The problem
Repeat what the lines below say, word for word, and skip every image.

--- Start ---

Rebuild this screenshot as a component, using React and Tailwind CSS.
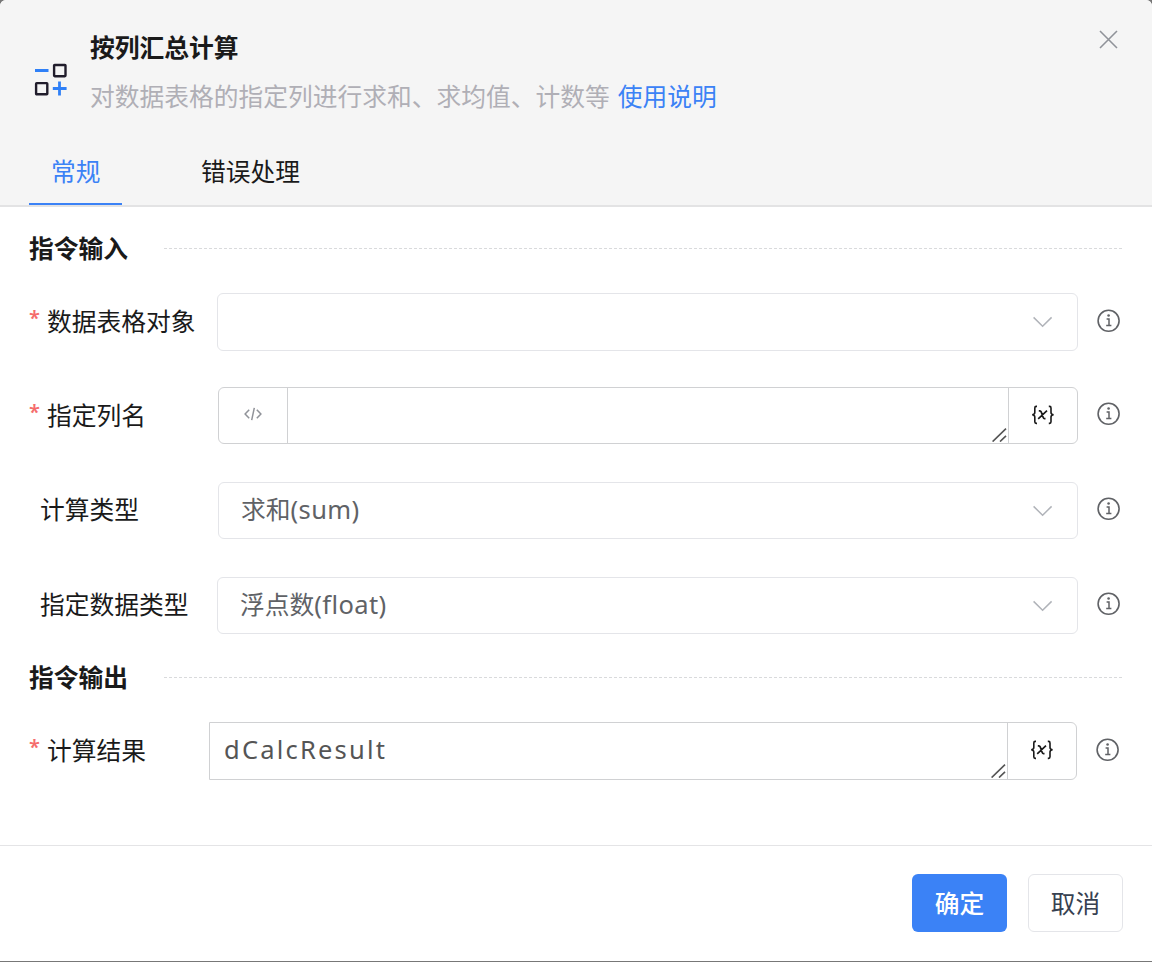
import React from "react";

function InfoIcon() {
  return (
    <svg className="h-6 w-6 shrink-0" viewBox="0 0 24 24" fill="none" stroke="#606266" strokeWidth="1.6">
      <circle cx="11.6" cy="11.8" r="10.5" />
      <path d="M9.6 10H12v6.3M9.2 16.5h5.2" strokeWidth="1.5" />
      <circle cx="11.6" cy="6.5" r="1.3" fill="#606266" stroke="none" />
    </svg>
  );
}

function Chevron() {
  return (
    <svg className="mr-[24.5px] h-3 w-5" viewBox="0 0 20 12" fill="none" stroke="#b0b3b9" strokeWidth="1.5">
      <path d="M0.6 1.4 9.6 10.2 18.6 1.4" />
    </svg>
  );
}

function ResizeGrip() {
  return (
    <svg className="h-[14px] w-[15px]" viewBox="0 0 15 14" fill="none" stroke="#555" strokeWidth="1.6">
      <path d="M0.6 13.6 14 0.6M8 13.6l6-5.8" />
    </svg>
  );
}

function VariableButton() {
  return (
    <div className="flex w-[69px] items-center justify-center border-l border-[#d0d1d3]">
      <svg className="mb-[2px] mr-px h-5 w-6" viewBox="0 0 24 20" fill="none" stroke="#1a1a1a" strokeWidth="1.6">
        <path d="M6 1.4H5.2Q3.8 1.4 3.8 3v4.6Q3.8 9.6 1.2 9.8q2.6.2 2.6 2.2v4.8q0 1.6 1.4 1.6H6M17.8 1.4h.8q1.4 0 1.4 1.6v4.6q0 2 2.6 2.2-2.6.2-2.6 2.2v4.8q0 1.6-1.4 1.6h-.8" />
        <path d="M7.8 5.9h1.1q.9 0 1.3 1l2 5.6q.4 1.1 1.3 1.1h1M16 5.7 7.2 13.8" strokeWidth="1.7" />
      </svg>
    </div>
  );
}

function Label({ children, required, className }) {
  return (
    <div className={"flex shrink-0 leading-[36px] text-[#1a1a1a] " + className}>
      {required && <span className="w-[18px] text-[20px] font-semibold leading-[27px] text-[#f56c6c]">*</span>}
      <span>{children}</span>
    </div>
  );
}

function SectionTitle({ children }) {
  return (
    <div className="flex h-9 items-center pl-[29px] pr-[29px]">
      <h2 className="w-[135px] pt-[2px] font-bold leading-[36px] text-[#1a1a1a]">{children}</h2>
      <div className="h-px flex-1 bg-[repeating-linear-gradient(90deg,#d9dadc_0px,#d9dadc_3px,transparent_3px,transparent_5px)]" />
    </div>
  );
}

function Select({ children, latin, className }) {
  return (
    <div className={"flex items-center justify-between rounded-[6px] border border-[#e4e5e9] bg-white text-[#606266] " + className}>
      <span className="pb-[2px] pl-[22px] leading-[36px]">
        {children}
        <span className="text-[25.5px] tracking-[0.4px]">{latin}</span>
      </span>
      <Chevron />
    </div>
  );
}

export default function App() {
  return (
    <div className="h-[962px] w-[1152px] overflow-hidden bg-[#777] pb-px font-['Noto_Sans','Noto_Sans_CJK_SC',sans-serif] text-[24.75px]">
      <div className="flex h-[961px] flex-col overflow-hidden rounded-t-[6px] bg-white">
        <header className="flex h-[207px] shrink-0 flex-col border-b-2 border-[#e3e3e4] bg-[#f5f5f5]">
          <div className="flex h-[136px] pl-[34px] pr-[34px]">
            <svg className="mt-[63px] h-[34px] w-[34px]" viewBox="0 0 34 34" fill="none">
              <path d="M1 7.5h13.5M18.8 25.5h13.8M25.5 18.6v13.8" stroke="#2f80f7" strokeWidth="2.8" />
              <rect x="20.1" y="2" width="11.4" height="11.2" rx=".6" stroke="#211d2c" strokeWidth="2.4" />
              <rect x="2.1" y="20.1" width="11.2" height="11.2" rx=".6" stroke="#211d2c" strokeWidth="2.4" />
            </svg>
            <div className="flex-1 pl-[22px] pt-[30px]">
              <h1 className="font-bold leading-[36px] text-[#1a1a1a]">按列汇总计算</h1>
              <p className="mt-[13px] leading-[36px] text-[#b0afb6]">
                对数据表格的指定列进行求和、求均值、计数等<span className="ml-2 text-[#3b82f6]">使用说明</span>
              </p>
            </div>
            <svg className="mt-[30px] h-5 w-5" viewBox="0 0 20 20" fill="none" stroke="#909399" strokeWidth="1.6">
              <path d="m2 1 17 17M19 1l-17 17" />
            </svg>
          </div>
          <nav className="flex flex-1 pl-[29px] leading-[36px]">
            <div className="w-[93px] border-b-2 border-[#3b82f6] pl-[22px] pt-[18px] text-[#3b82f6]">常规</div>
            <div className="pl-[79px] pt-[18px] text-[#1a1a1a]">错误处理</div>
          </nav>
        </header>

        <main className="h-[638px] shrink-0 pt-[23px]">
          <SectionTitle>指令输入</SectionTitle>
          <div className="mt-[27px] flex h-[58px] items-center">
            <Label required className="w-[217px] pl-[29px]">数据表格对象</Label>
            <Select className="h-[58px] w-[861px]" />
            <div className="pb-[3px] pl-[18.5px]"><InfoIcon /></div>
          </div>
          <div className="mt-[36px] flex h-[57px] items-center">
            <Label required className="w-[218px] pl-[29px]">指定列名</Label>
            <div className="flex h-[57px] w-[860px] rounded-[6px] border border-[#d0d1d3]">
              <div className="flex w-[69px] items-center justify-center border-r border-[#d0d1d3]">
                <svg className="mb-[3px] mr-px h-[14px] w-[18px]" viewBox="0 0 18 14" fill="none" stroke="#909399" strokeWidth="1.5">
                  <path d="M5.2 2.8 1.1 7l4.1 4.2M12.8 2.8 16.9 7l-4.1 4.2M10.3.8 7.7 13.2" />
                </svg>
              </div>
              <div className="flex flex-1 items-end justify-end pb-px pr-px"><ResizeGrip /></div>
              <VariableButton />
            </div>
            <div className="pb-1 pl-[18.5px]"><InfoIcon /></div>
          </div>
          <div className="mt-[38px] flex h-[57px] items-center">
            <Label className="w-[218px] pb-[2px] pl-[40px]">计算类型</Label>
            <Select className="h-[57px] w-[860px]" latin="(sum)">求和</Select>
            <div className="pb-1 pl-[18.5px]"><InfoIcon /></div>
          </div>
          <div className="mt-[38px] flex h-[57px] items-center">
            <Label className="w-[217px] pb-[2px] pl-[40px]">指定数据类型</Label>
            <Select className="h-[57px] w-[861px]" latin="(float)">浮点数</Select>
            <div className="pb-1 pl-[18.5px]"><InfoIcon /></div>
          </div>
          <div className="mt-[25px]">
            <SectionTitle>指令输出</SectionTitle>
          </div>
          <div className="mt-[27px] flex h-[58px] items-center">
            <Label required className="w-[209px] pl-[29px]">计算结果</Label>
            <div className="flex h-[58px] w-[868px] rounded-r-[6px] border border-[#d0d1d3]">
              <div className="flex flex-1 justify-between pl-[14px] pr-px">
                <span className="pt-[8px] text-[25.5px] leading-[36px] tracking-[2.2px] text-[#555]">dCalcResult</span>
                <div className="flex items-end pb-px"><ResizeGrip /></div>
              </div>
              <VariableButton />
            </div>
            <div className="pb-[3px] pl-[18.5px]"><InfoIcon /></div>
          </div>
        </main>

        <footer className="flex flex-1 justify-end gap-[21px] border-t border-[#e4e4e6] pr-[29px] pt-[28px]">
          <button className="h-[58px] w-[95px] rounded-[6px] bg-[#3b82f6] pt-[2px] font-medium text-white">确定</button>
          <button className="h-[58px] w-[95px] rounded-[6px] border border-[#e4e5e9] bg-white pt-[2px] text-[#374151]">取消</button>
        </footer>
      </div>
    </div>
  );
}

--- End ---

Response
Rebuild this screenshot as a component, using React and Tailwind CSS.
import React from "react";

function InfoIcon() {
  return (
    <svg className="h-6 w-6 shrink-0" viewBox="0 0 24 24" fill="none" stroke="#606266" strokeWidth="1.6">
      <circle cx="11.6" cy="11.8" r="10.5" />
      <path d="M9.6 10H12v6.3M9.2 16.5h5.2" strokeWidth="1.5" />
      <circle cx="11.6" cy="6.5" r="1.3" fill="#606266" stroke="none" />
    </svg>
  );
}

function Chevron() {
  return (
    <svg className="mr-[24.5px] h-3 w-5" viewBox="0 0 20 12" fill="none" stroke="#b0b3b9" strokeWidth="1.5">
      <path d="M0.6 1.4 9.6 10.2 18.6 1.4" />
    </svg>
  );
}

function ResizeGrip() {
  return (
    <svg className="h-[14px] w-[15px]" viewBox="0 0 15 14" fill="none" stroke="#555" strokeWidth="1.6">
      <path d="M0.6 13.6 14 0.6M8 13.6l6-5.8" />
    </svg>
  );
}

function VariableButton() {
  return (
    <div className="flex w-[69px] items-center justify-center border-l border-[#d0d1d3]">
      <svg className="mb-[2px] mr-px h-5 w-6" viewBox="0 0 24 20" fill="none" stroke="#1a1a1a" strokeWidth="1.6">
        <path d="M6 1.4H5.2Q3.8 1.4 3.8 3v4.6Q3.8 9.6 1.2 9.8q2.6.2 2.6 2.2v4.8q0 1.6 1.4 1.6H6M17.8 1.4h.8q1.4 0 1.4 1.6v4.6q0 2 2.6 2.2-2.6.2-2.6 2.2v4.8q0 1.6-1.4 1.6h-.8" />
        <path d="M7.8 5.9h1.1q.9 0 1.3 1l2 5.6q.4 1.1 1.3 1.1h1M16 5.7 7.2 13.8" strokeWidth="1.7" />
      </svg>
    </div>
  );
}

function Label({ children, required, className }) {
  return (
    <div className={"flex shrink-0 leading-[36px] text-[#1a1a1a] " + className}>
      {required && <span className="w-[18px] text-[20px] font-semibold leading-[27px] text-[#f56c6c]">*</span>}
      <span>{children}</span>
    </div>
  );
}

function SectionTitle({ children }) {
  return (
    <div className="flex h-9 items-center pl-[29px] pr-[29px]">
      <h2 className="w-[135px] pt-[2px] font-bold leading-[36px] text-[#1a1a1a]">{children}</h2>
      <div className="h-px flex-1 bg-[repeating-linear-gradient(90deg,#d9dadc_0px,#d9dadc_3px,transparent_3px,transparent_5px)]" />
    </div>
  );
}

function Select({ children, latin, className }) {
  return (
    <div className={"flex items-center justify-between rounded-[6px] border border-[#e4e5e9] bg-white text-[#606266] " + className}>
      <span className="pb-[2px] pl-[22px] leading-[36px]">
        {children}
        <span className="text-[25.5px] tracking-[0.4px]">{latin}</span>
      </span>
      <Chevron />
    </div>
  );
}

export default function App() {
  return (
    <div className="h-[962px] w-[1152px] overflow-hidden bg-[#777] pb-px font-['Noto_Sans','Noto_Sans_CJK_SC',sans-serif] text-[24.75px]">
      <div className="flex h-[961px] flex-col overflow-hidden rounded-t-[6px] bg-white">
        <header className="flex h-[207px] shrink-0 flex-col border-b-2 border-[#e3e3e4] bg-[#f5f5f5]">
          <div className="flex h-[136px] pl-[34px] pr-[34px]">
            <svg className="mt-[63px] h-[34px] w-[34px]" viewBox="0 0 34 34" fill="none">
              <path d="M1 7.5h13.5M18.8 25.5h13.8M25.5 18.6v13.8" stroke="#2f80f7" strokeWidth="2.8" />
              <rect x="20.1" y="2" width="11.4" height="11.2" rx=".6" stroke="#211d2c" strokeWidth="2.4" />
              <rect x="2.1" y="20.1" width="11.2" height="11.2" rx=".6" stroke="#211d2c" strokeWidth="2.4" />
            </svg>
            <div className="flex-1 pl-[22px] pt-[30px]">
              <h1 className="font-bold leading-[36px] text-[#1a1a1a]">按列汇总计算</h1>
              <p className="mt-[13px] leading-[36px] text-[#b0afb6]">
                对数据表格的指定列进行求和、求均值、计数等<span className="ml-2 text-[#3b82f6]">使用说明</span>
              </p>
            </div>
            <svg className="mt-[30px] h-5 w-5" viewBox="0 0 20 20" fill="none" stroke="#909399" strokeWidth="1.6">
              <path d="m2 1 17 17M19 1l-17 17" />
            </svg>
          </div>
          <nav className="flex flex-1 pl-[29px] leading-[36px]">
            <div className="w-[93px] border-b-2 border-[#3b82f6] pl-[22px] pt-[18px] text-[#3b82f6]">常规</div>
            <div className="pl-[79px] pt-[18px] text-[#1a1a1a]">错误处理</div>
          </nav>
        </header>

        <main className="h-[638px] shrink-0 pt-[23px]">
          <SectionTitle>指令输入</SectionTitle>
          <div className="mt-[27px] flex h-[58px] items-center">
            <Label required className="w-[217px] pl-[29px]">数据表格对象</Label>
            <Select className="h-[58px] w-[861px]" />
            <div className="pb-[3px] pl-[18.5px]"><InfoIcon /></div>
          </div>
          <div className="mt-[36px] flex h-[57px] items-center">
            <Label required className="w-[218px] pl-[29px]">指定列名</Label>
            <div className="flex h-[57px] w-[860px] rounded-[6px] border border-[#d0d1d3]">
              <div className="flex w-[69px] items-center justify-center border-r border-[#d0d1d3]">
                <svg className="mb-[3px] mr-px h-[14px] w-[18px]" viewBox="0 0 18 14" fill="none" stroke="#909399" strokeWidth="1.5">
                  <path d="M5.2 2.8 1.1 7l4.1 4.2M12.8 2.8 16.9 7l-4.1 4.2M10.3.8 7.7 13.2" />
                </svg>
              </div>
              <div className="flex flex-1 items-end justify-end pb-px pr-px"><ResizeGrip /></div>
              <VariableButton />
            </div>
            <div className="pb-1 pl-[18.5px]"><InfoIcon /></div>
          </div>
          <div className="mt-[38px] flex h-[57px] items-center">
            <Label className="w-[218px] pb-[2px] pl-[40px]">计算类型</Label>
            <Select className="h-[57px] w-[860px]" latin="(sum)">求和</Select>
            <div className="pb-1 pl-[18.5px]"><InfoIcon /></div>
          </div>
          <div className="mt-[38px] flex h-[57px] items-center">
            <Label className="w-[217px] pb-[2px] pl-[40px]">指定数据类型</Label>
            <Select className="h-[57px] w-[861px]" latin="(float)">浮点数</Select>
            <div className="pb-1 pl-[18.5px]"><InfoIcon /></div>
          </div>
          <div className="mt-[25px]">
            <SectionTitle>指令输出</SectionTitle>
          </div>
          <div className="mt-[27px] flex h-[58px] items-center">
            <Label required className="w-[209px] pl-[29px]">计算结果</Label>
            <div className="flex h-[58px] w-[868px] rounded-r-[6px] border border-[#d0d1d3]">
              <div className="flex flex-1 justify-between pl-[14px] pr-px">
                <span className="pt-[8px] text-[25.5px] leading-[36px] tracking-[2.2px] text-[#555]">dCalcResult</span>
                <div className="flex items-end pb-px"><ResizeGrip /></div>
              </div>
              <VariableButton />
            </div>
            <div className="pb-[3px] pl-[18.5px]"><InfoIcon /></div>
          </div>
        </main>

        <footer className="flex flex-1 justify-end gap-[21px] border-t border-[#e4e4e6] pr-[29px] pt-[28px]">
          <button className="h-[58px] w-[95px] rounded-[6px] bg-[#3b82f6] pt-[2px] font-medium text-white">确定</button>
          <button className="h-[58px] w-[95px] rounded-[6px] border border-[#e4e5e9] bg-white pt-[2px] text-[#374151]">取消</button>
        </footer>
      </div>
    </div>
  );
}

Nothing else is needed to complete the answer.